*Collected data*:
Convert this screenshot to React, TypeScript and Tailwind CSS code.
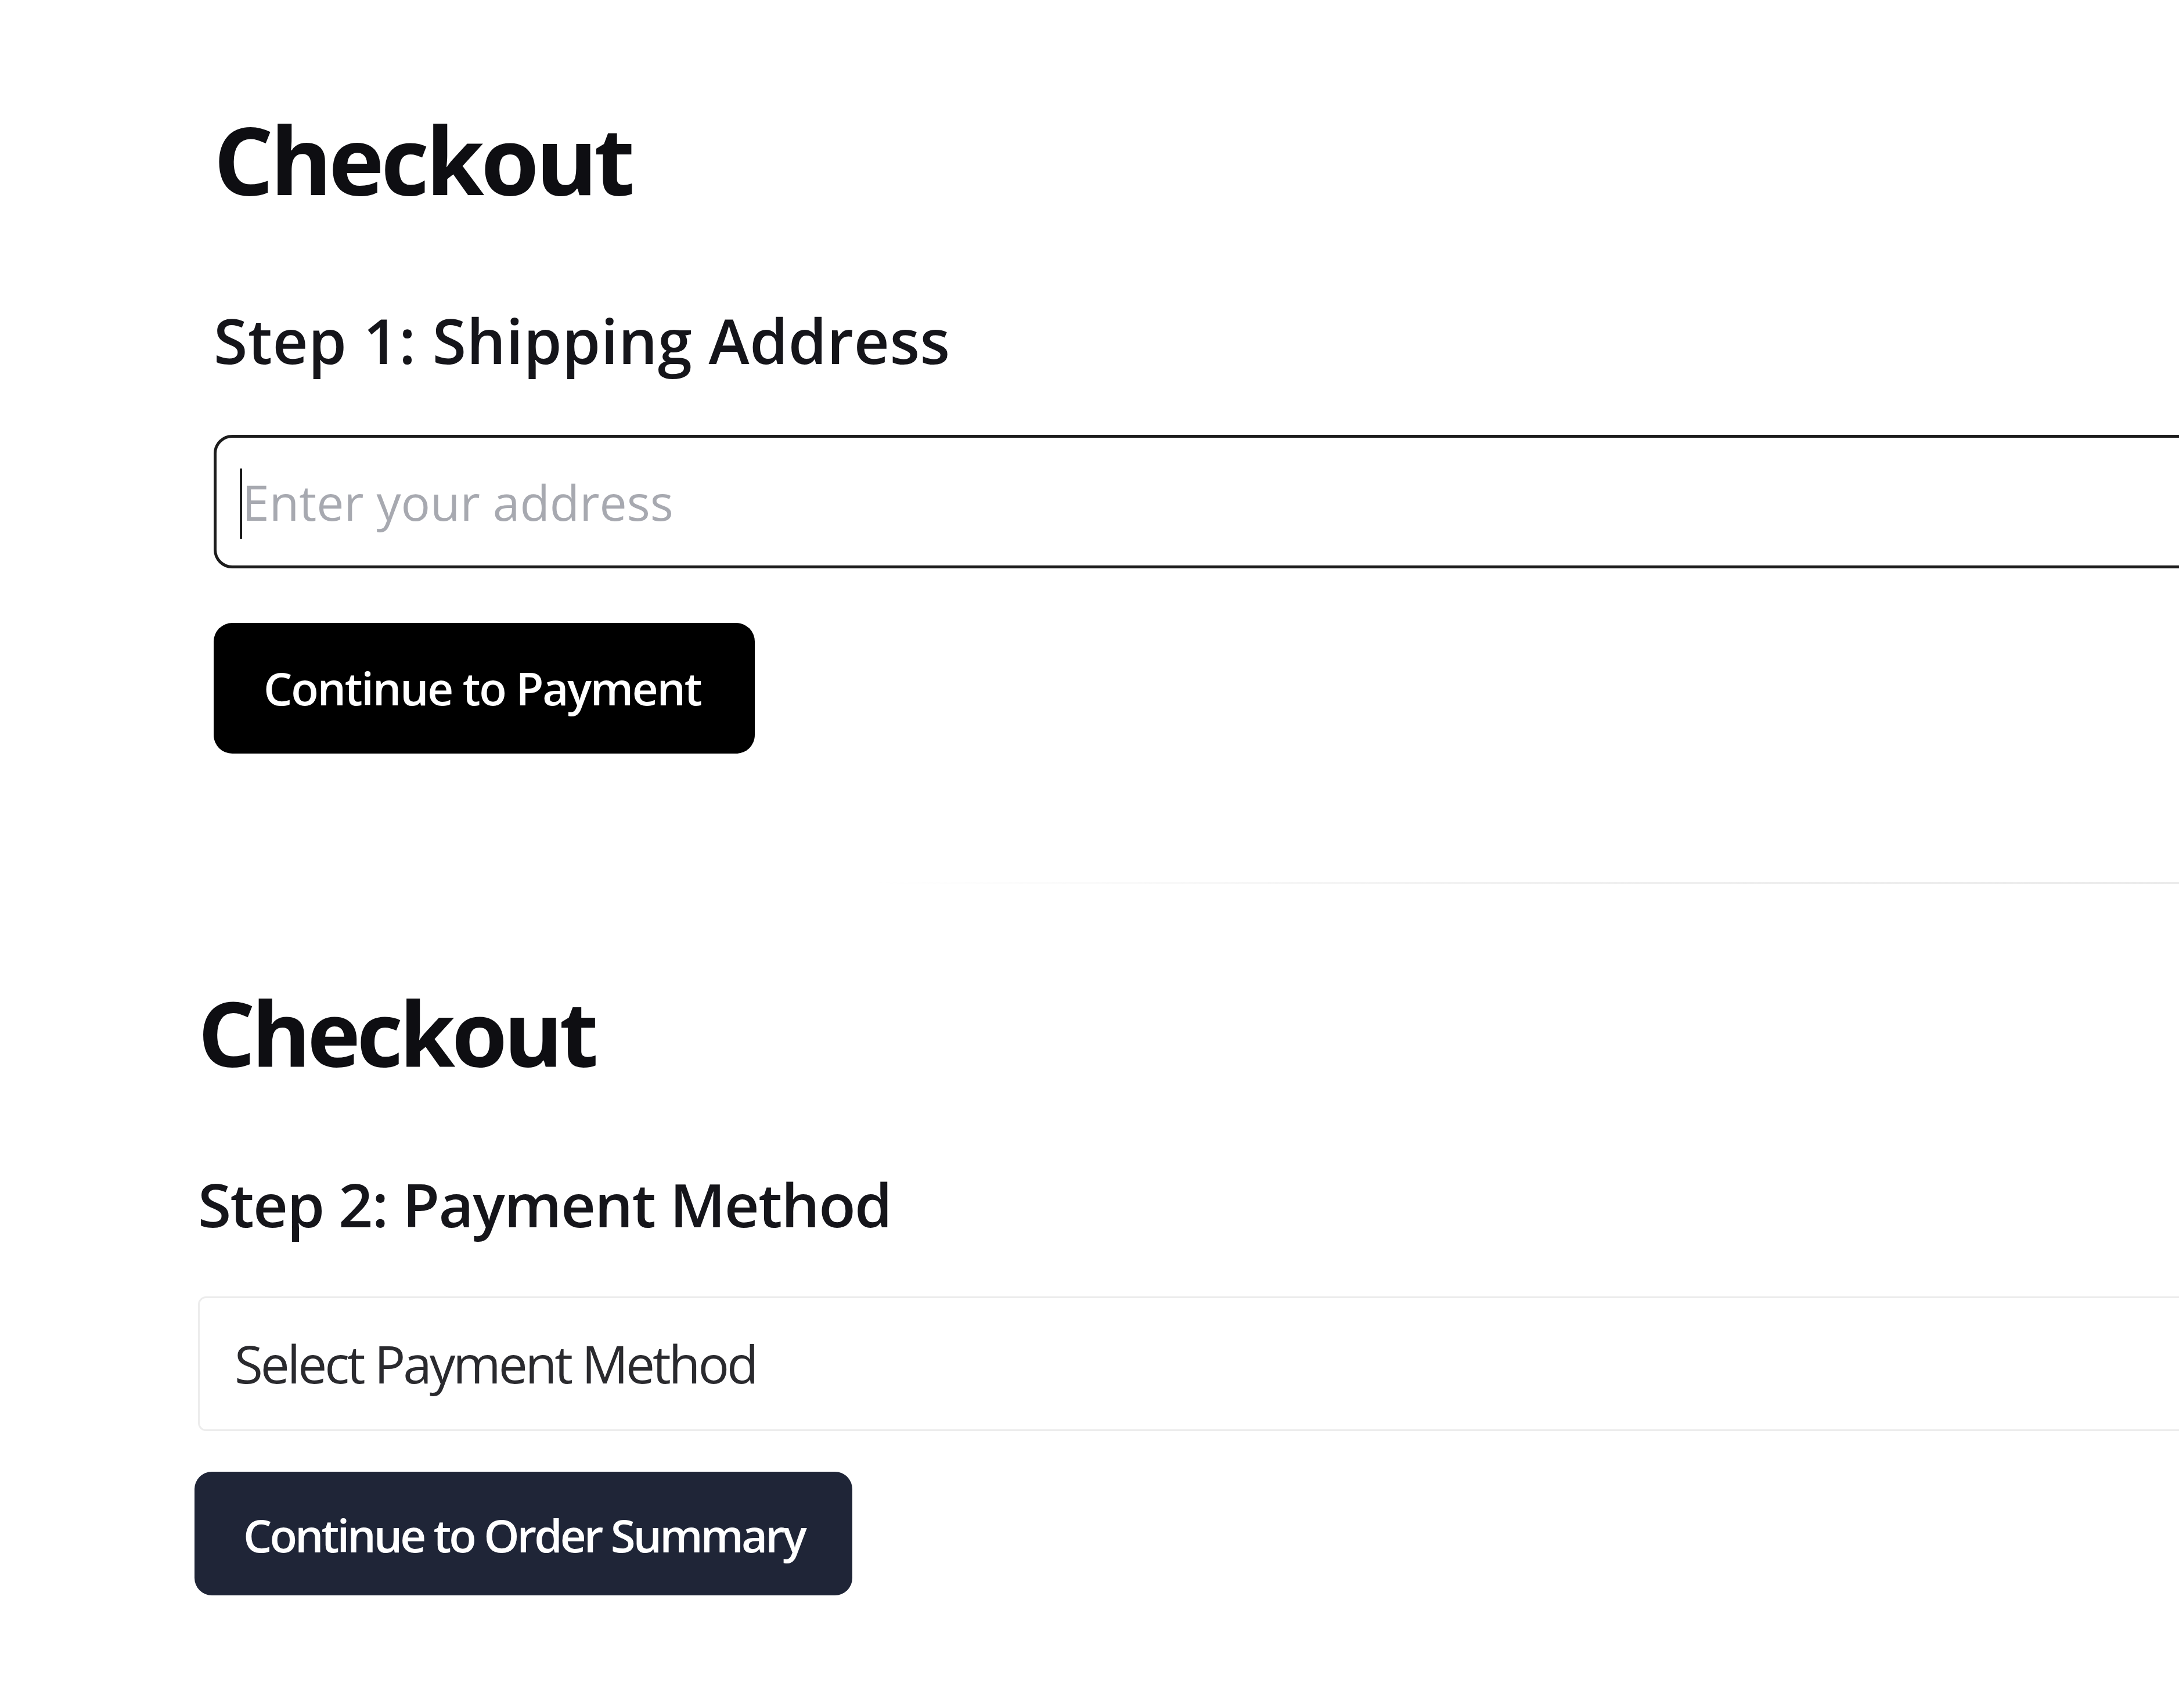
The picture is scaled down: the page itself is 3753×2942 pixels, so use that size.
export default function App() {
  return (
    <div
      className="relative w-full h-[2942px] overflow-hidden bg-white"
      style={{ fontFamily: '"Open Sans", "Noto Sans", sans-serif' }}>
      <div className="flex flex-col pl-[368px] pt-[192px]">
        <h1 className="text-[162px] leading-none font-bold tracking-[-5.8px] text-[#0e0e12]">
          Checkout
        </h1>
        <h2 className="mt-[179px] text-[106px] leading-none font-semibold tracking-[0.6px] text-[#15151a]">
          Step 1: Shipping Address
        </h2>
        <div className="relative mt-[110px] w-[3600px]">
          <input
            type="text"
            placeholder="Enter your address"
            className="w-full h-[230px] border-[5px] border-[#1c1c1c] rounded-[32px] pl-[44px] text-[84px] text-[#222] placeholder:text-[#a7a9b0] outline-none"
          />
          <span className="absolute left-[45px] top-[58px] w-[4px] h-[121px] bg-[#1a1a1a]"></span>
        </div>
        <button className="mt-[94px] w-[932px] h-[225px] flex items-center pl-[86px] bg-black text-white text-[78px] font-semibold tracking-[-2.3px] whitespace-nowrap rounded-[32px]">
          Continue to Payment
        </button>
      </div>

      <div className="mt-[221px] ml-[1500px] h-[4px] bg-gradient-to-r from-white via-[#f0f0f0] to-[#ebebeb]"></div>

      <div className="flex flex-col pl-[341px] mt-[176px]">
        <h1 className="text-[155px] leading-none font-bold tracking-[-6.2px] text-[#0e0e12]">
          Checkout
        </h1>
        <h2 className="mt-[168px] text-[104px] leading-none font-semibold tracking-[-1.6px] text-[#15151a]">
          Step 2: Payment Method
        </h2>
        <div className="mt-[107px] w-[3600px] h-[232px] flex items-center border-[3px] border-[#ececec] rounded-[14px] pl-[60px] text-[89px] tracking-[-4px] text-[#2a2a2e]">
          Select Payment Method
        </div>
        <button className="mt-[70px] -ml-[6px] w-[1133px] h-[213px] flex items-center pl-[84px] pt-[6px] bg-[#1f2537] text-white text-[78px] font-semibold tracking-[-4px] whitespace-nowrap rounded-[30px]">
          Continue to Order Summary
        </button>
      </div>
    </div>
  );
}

*What the exercise asks*: Word for word, quote the full listing, omitting every picture.

*Solution below*:
Convert this screenshot to React, TypeScript and Tailwind CSS code.
The picture is scaled down: the page itself is 3753×2942 pixels, so use that size.
export default function App() {
  return (
    <div
      className="relative w-full h-[2942px] overflow-hidden bg-white"
      style={{ fontFamily: '"Open Sans", "Noto Sans", sans-serif' }}>
      <div className="flex flex-col pl-[368px] pt-[192px]">
        <h1 className="text-[162px] leading-none font-bold tracking-[-5.8px] text-[#0e0e12]">
          Checkout
        </h1>
        <h2 className="mt-[179px] text-[106px] leading-none font-semibold tracking-[0.6px] text-[#15151a]">
          Step 1: Shipping Address
        </h2>
        <div className="relative mt-[110px] w-[3600px]">
          <input
            type="text"
            placeholder="Enter your address"
            className="w-full h-[230px] border-[5px] border-[#1c1c1c] rounded-[32px] pl-[44px] text-[84px] text-[#222] placeholder:text-[#a7a9b0] outline-none"
          />
          <span className="absolute left-[45px] top-[58px] w-[4px] h-[121px] bg-[#1a1a1a]"></span>
        </div>
        <button className="mt-[94px] w-[932px] h-[225px] flex items-center pl-[86px] bg-black text-white text-[78px] font-semibold tracking-[-2.3px] whitespace-nowrap rounded-[32px]">
          Continue to Payment
        </button>
      </div>

      <div className="mt-[221px] ml-[1500px] h-[4px] bg-gradient-to-r from-white via-[#f0f0f0] to-[#ebebeb]"></div>

      <div className="flex flex-col pl-[341px] mt-[176px]">
        <h1 className="text-[155px] leading-none font-bold tracking-[-6.2px] text-[#0e0e12]">
          Checkout
        </h1>
        <h2 className="mt-[168px] text-[104px] leading-none font-semibold tracking-[-1.6px] text-[#15151a]">
          Step 2: Payment Method
        </h2>
        <div className="mt-[107px] w-[3600px] h-[232px] flex items-center border-[3px] border-[#ececec] rounded-[14px] pl-[60px] text-[89px] tracking-[-4px] text-[#2a2a2e]">
          Select Payment Method
        </div>
        <button className="mt-[70px] -ml-[6px] w-[1133px] h-[213px] flex items-center pl-[84px] pt-[6px] bg-[#1f2537] text-white text-[78px] font-semibold tracking-[-4px] whitespace-nowrap rounded-[30px]">
          Continue to Order Summary
        </button>
      </div>
    </div>
  );
}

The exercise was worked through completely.